Recorded information —
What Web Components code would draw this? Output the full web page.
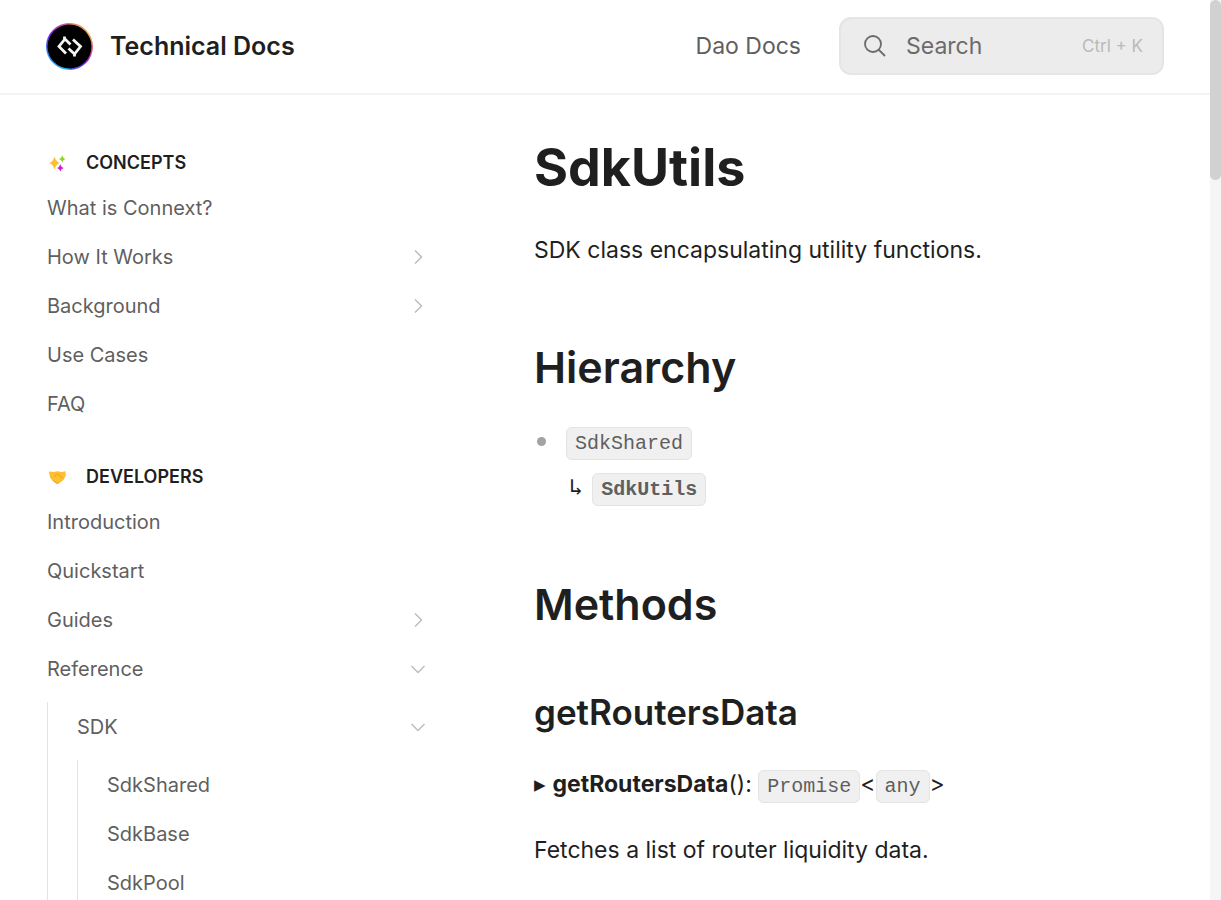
<!DOCTYPE html>
<html lang="en">
<head>
<meta charset="utf-8">
<meta name="viewport" content="width=device-width, initial-scale=1">
<title>SdkUtils - Technical Docs</title>
<style>
  :root {
    --text: #1f1f1f;
    --text-soft: #5f5f5f;
    --text-muted: #bababa;
    --line: #e3e3e3;
    --mono: "Liberation Mono", monospace;
  }
  html, body { margin: 0; height: 100%; overflow: hidden; }
  body { background: #fff; color: var(--text); font-family: Inter, sans-serif; }
</style>
</head>
<body>
<docs-app>
  <docs-header slot="header">
    <docs-brand slot="brand">Technical Docs</docs-brand>
    <header-link>Dao Docs</header-link>
    <search-button>Search</search-button>
  </docs-header>
  <nav-section slot="nav" heading="CONCEPTS">
    <sparkles-icon slot="icon"></sparkles-icon>
    <nav-item>What is Connext?</nav-item>
    <nav-item chevron="right">How It Works</nav-item>
    <nav-item chevron="right">Background</nav-item>
    <nav-item>Use Cases</nav-item>
    <nav-item>FAQ</nav-item>
  </nav-section>
  <nav-section slot="nav" heading="DEVELOPERS">
    <handshake-icon slot="icon"></handshake-icon>
    <nav-item>Introduction</nav-item>
    <nav-item>Quickstart</nav-item>
    <nav-item chevron="right">Guides</nav-item>
    <nav-item chevron="down">Reference</nav-item>
    <nav-group>
      <nav-item chevron="down">SDK</nav-item>
      <nav-group>
        <nav-item>SdkShared</nav-item>
        <nav-item>SdkBase</nav-item>
        <nav-item>SdkPool</nav-item>
      </nav-group>
    </nav-group>
  </nav-section>
  <docs-article></docs-article>
</docs-app>

<script>
  const define = (name, html, setup) => {
    const template = document.createElement('template');
    template.innerHTML = html.trim();
    customElements.define(name, class extends HTMLElement {
      constructor() {
        super();
        this.attachShadow({ mode: 'open' }).append(template.content.cloneNode(true));
      }
      connectedCallback() { if (setup) setup(this, this.shadowRoot); }
    });
  };

  define('docs-app', `
    <style>
      :host { display: flex; height: 100vh; }
      .page { flex: 1; min-width: 0; overflow: hidden; }
      .body { display: grid; grid-template-columns: 384px minmax(0, 1fr); column-gap: 103px; padding: 0 47px; }
      nav { display: flex; flex-direction: column; gap: 37px; padding-top: 56px; }
    </style>
    <div class="page">
      <slot name="header"></slot>
      <div class="body">
        <nav aria-label="Pages"><slot name="nav"></slot></nav>
        <main><slot></slot></main>
      </div>
    </div>
    <scroll-rail></scroll-rail>`);

  define('scroll-rail', `
    <style>
      :host { display: block; width: 11px; background: #f5f5f5; }
      div { height: 20%; border-radius: 6px; background: #d1d1d1; }
    </style>
    <div></div>`);

  define('docs-header', `
    <style>
      :host { display: block; border-bottom: 2px solid #f3f3f3; }
      header { display: flex; align-items: center; justify-content: space-between; height: 92px; padding: 0 46px 1px; }
      .tools { display: flex; align-items: center; gap: 38px; }
    </style>
    <header><slot name="brand"></slot><div class="tools"><slot></slot></div></header>`);

  define('docs-brand', `
    <style>
      :host { display: block; }
      a { display: flex; align-items: center; gap: 17px; color: var(--text); text-decoration: none; font-size: 25px; font-weight: 600; line-height: 32px; }
      svg { width: 47px; height: 48px; }
    </style>
    <a href="#">
      <svg viewBox="0 0 47 48" aria-hidden="true">
        <defs>
          <linearGradient id="l" x1="0" y1="0" x2="0" y2="1">
            <stop offset="0" stop-color="#c8607a"/><stop offset=".2" stop-color="#8a1cf0"/>
            <stop offset=".6" stop-color="#2f7df0"/><stop offset="1" stop-color="#2fb0f5"/>
          </linearGradient>
          <linearGradient id="r" x1="0" y1="0" x2="0" y2="1">
            <stop offset="0" stop-color="#e07a4a"/><stop offset=".25" stop-color="#f5b050"/>
            <stop offset=".6" stop-color="#e0508c"/><stop offset=".85" stop-color="#7a20e8"/><stop offset="1" stop-color="#4a60f0"/>
          </linearGradient>
        </defs>
        <path d="M23.500 1A23.500 23.500 0 0 0 23.500 48Z" fill="url(#l)"/>
        <path d="M23.500 1A23.500 23.500 0 0 1 23.500 48Z" fill="url(#r)"/>
        <circle cx="23.500" cy="24.500" r="22" fill="#000"/>
        <g fill="none" stroke="#f4f4f4" stroke-width="2.800">
          <path d="M20 31.500 13 24.500 19 17 24.500 22.500M18.500 14.500V18"/>
          <path d="M27 17.500 34.500 24.500 28.500 32 22.500 26.500M28.500 31V34.500"/>
        </g>
      </svg>
      <slot></slot>
    </a>`);

  define('header-link', `
    <style>
      :host { display: block; }
      a { color: var(--text-soft); text-decoration: none; font-size: 23px; line-height: 32px; }
    </style>
    <a href="#"><slot></slot></a>`);

  define('search-button', `
    <style>
      :host { display: block; width: 325px; }
      button { display: flex; align-items: center; gap: 19px; box-sizing: border-box; width: 100%; height: 58px; padding: 0 19px 0 22px; border: 2px solid #e5e5e5; border-radius: 12px; background: #ececec; color: #6b6b6b; font: 23px/32px Inter, sans-serif; }
      svg { width: 24px; height: 24px; }
      kbd { margin-left: auto; color: var(--text-muted); font: 17px/24px Inter, sans-serif; }
    </style>
    <button type="button">
      <svg viewBox="0 0 24 24" fill="none" stroke="currentColor" stroke-width="1.800" aria-hidden="true"><circle cx="10" cy="10" r="8"/><path d="M15.500 15.500 22 22"/></svg>
      <slot></slot><kbd>Ctrl + K</kbd>
    </button>`);

  define('nav-section', `
    <style>
      :host { display: block; }
      h2 { display: flex; align-items: center; gap: 17px; margin: 0; height: 24px; padding-bottom: 8px; color: var(--text); font-size: 18px; font-weight: 600; line-height: 24px; }
    </style>
    <h2><slot name="icon"></slot><span></span></h2>
    <slot></slot>`,
    (host, root) => { root.querySelector('span').textContent = host.getAttribute('heading'); });

  define('nav-item', `
    <style>
      :host { display: block; }
      a { display: flex; align-items: center; justify-content: space-between; height: 49px; padding-right: 4px; color: var(--text-soft); text-decoration: none; font-size: 20px; line-height: 28px; }
      svg { display: none; width: 18px; height: 18px; }
      :host([chevron]) svg { display: block; }
      :host([chevron="down"]) svg { transform: rotate(90deg); }
    </style>
    <a href="#"><slot></slot>
      <svg viewBox="0 0 18 18" fill="none" stroke="#bdbdbd" stroke-width="1.500" aria-hidden="true"><path d="M6 2.500 12.500 9 6 15.500"/></svg>
    </a>`);

  define('nav-group', `
    <style>
      :host { display: block; margin-top: 9px; padding-left: 29px; border-left: 1px solid var(--line); }
    </style>
    <slot></slot>`);

  define('sparkles-icon', `
    <style>:host { display: block; width: 22px; height: 22px; }</style>
    <svg width="22" height="22" viewBox="0 0 22 22" aria-hidden="true">
      <path fill="#fdbf2d" d="M7.500 4.500Q8.800 9.800 13 11 8.800 12.200 7.500 17.500 6.200 12.200 2 11 6.200 9.800 7.500 4.500Z"/>
      <path fill="#8fd42a" d="M15.300 3.500Q16 6.200 18.300 7 16 7.800 15.300 10.500 14.600 7.800 12 7 14.600 6.200 15.300 3.500Z"/>
      <path fill="#cf1fd4" d="M13.300 12.300Q14 15.200 16.800 16 14 16.800 13.300 19.500 12.600 16.800 10 16 12.600 15.200 13.300 12.300Z"/>
    </svg>`);

  define('handshake-icon', `
    <style>:host { display: block; width: 22px; height: 22px; }</style>
    <svg width="22" height="22" viewBox="0 0 22 22" aria-hidden="true">
      <path fill="#fcc02f" d="M2 5.500 6.500 6 10.500 5.300 14.500 6 18.500 5.200 18.800 9.500 16.500 14 12 17.300 9.500 17.800 5.500 14.500 3 11.500Z"/>
      <path fill="none" stroke="#e8981e" stroke-width=".8" d="M7 10.500 10.500 8 16 12.500M5.500 14.200 9.500 17.200 12 17"/>
    </svg>`);

  define('code-chip', `<style>
      :host { display: inline; }
      code { padding: 4px 8px; border: 1px solid #e4e4e4; border-radius: 6px; background: #f0f0f0; color: var(--text-soft); font-family: var(--mono); font-size: 20px; }
    </style><code><slot></slot></code>`);

  define('docs-article', `
    <style>
      :host { display: block; padding-top: 41px; font-size: 23px; line-height: 36px; }
      h1, h2, h3, p, ul { margin: 0; }
      h1 { font-size: 52px; font-weight: 700; line-height: 64px; }
      h2 { font-size: 43px; font-weight: 600; line-height: 56px; margin-top: 71px; }
      ul + h2 { margin-top: 68px; }
      h3 { font-size: 35px; font-weight: 600; line-height: 44px; margin-top: 58px; }
      p { margin-top: 27px; }
      h1 + p, h3 + p { margin-top: 32px; }
      ul { list-style: none; padding: 0; margin-top: 28px; }
      li { display: flex; align-items: flex-start; gap: 20px; }
      li::before { content: ""; width: 9px; height: 9px; margin: 14px 0 0 3px; border-radius: 50%; background: #a3a3a3; }
      li p { margin: 0; }
      li p + p { margin-top: 7px; }
      .arrow { margin: 0 3px; font-family: "DejaVu Sans Mono", monospace; }
    </style>
    <h1>SdkUtils</h1>
    <p>SDK class encapsulating utility functions.</p>
    <h2>Hierarchy</h2>
    <ul><li><div>
      <p><code-chip>SdkShared</code-chip></p>
      <p><span class="arrow">↳</span> <strong><code-chip>SdkUtils</code-chip></strong></p>
    </div></li></ul>
    <h2>Methods</h2>
    <h3>getRoutersData</h3>
    <p>▸ <strong>getRoutersData</strong>(): <code-chip>Promise</code-chip>&lt;<code-chip>any</code-chip>&gt;</p>
    <p>Fetches a list of router liquidity data.</p>`);
</script>
</body>
</html>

Given exercise — Exactly as written, please give again the lines from the beginning of the listing through the line containing "</docs-app>", inclusive, without any pictures.

Expected answer —
What Web Components code would draw this? Output the full web page.
<!DOCTYPE html>
<html lang="en">
<head>
<meta charset="utf-8">
<meta name="viewport" content="width=device-width, initial-scale=1">
<title>SdkUtils - Technical Docs</title>
<style>
  :root {
    --text: #1f1f1f;
    --text-soft: #5f5f5f;
    --text-muted: #bababa;
    --line: #e3e3e3;
    --mono: "Liberation Mono", monospace;
  }
  html, body { margin: 0; height: 100%; overflow: hidden; }
  body { background: #fff; color: var(--text); font-family: Inter, sans-serif; }
</style>
</head>
<body>
<docs-app>
  <docs-header slot="header">
    <docs-brand slot="brand">Technical Docs</docs-brand>
    <header-link>Dao Docs</header-link>
    <search-button>Search</search-button>
  </docs-header>
  <nav-section slot="nav" heading="CONCEPTS">
    <sparkles-icon slot="icon"></sparkles-icon>
    <nav-item>What is Connext?</nav-item>
    <nav-item chevron="right">How It Works</nav-item>
    <nav-item chevron="right">Background</nav-item>
    <nav-item>Use Cases</nav-item>
    <nav-item>FAQ</nav-item>
  </nav-section>
  <nav-section slot="nav" heading="DEVELOPERS">
    <handshake-icon slot="icon"></handshake-icon>
    <nav-item>Introduction</nav-item>
    <nav-item>Quickstart</nav-item>
    <nav-item chevron="right">Guides</nav-item>
    <nav-item chevron="down">Reference</nav-item>
    <nav-group>
      <nav-item chevron="down">SDK</nav-item>
      <nav-group>
        <nav-item>SdkShared</nav-item>
        <nav-item>SdkBase</nav-item>
        <nav-item>SdkPool</nav-item>
      </nav-group>
    </nav-group>
  </nav-section>
  <docs-article></docs-article>
</docs-app>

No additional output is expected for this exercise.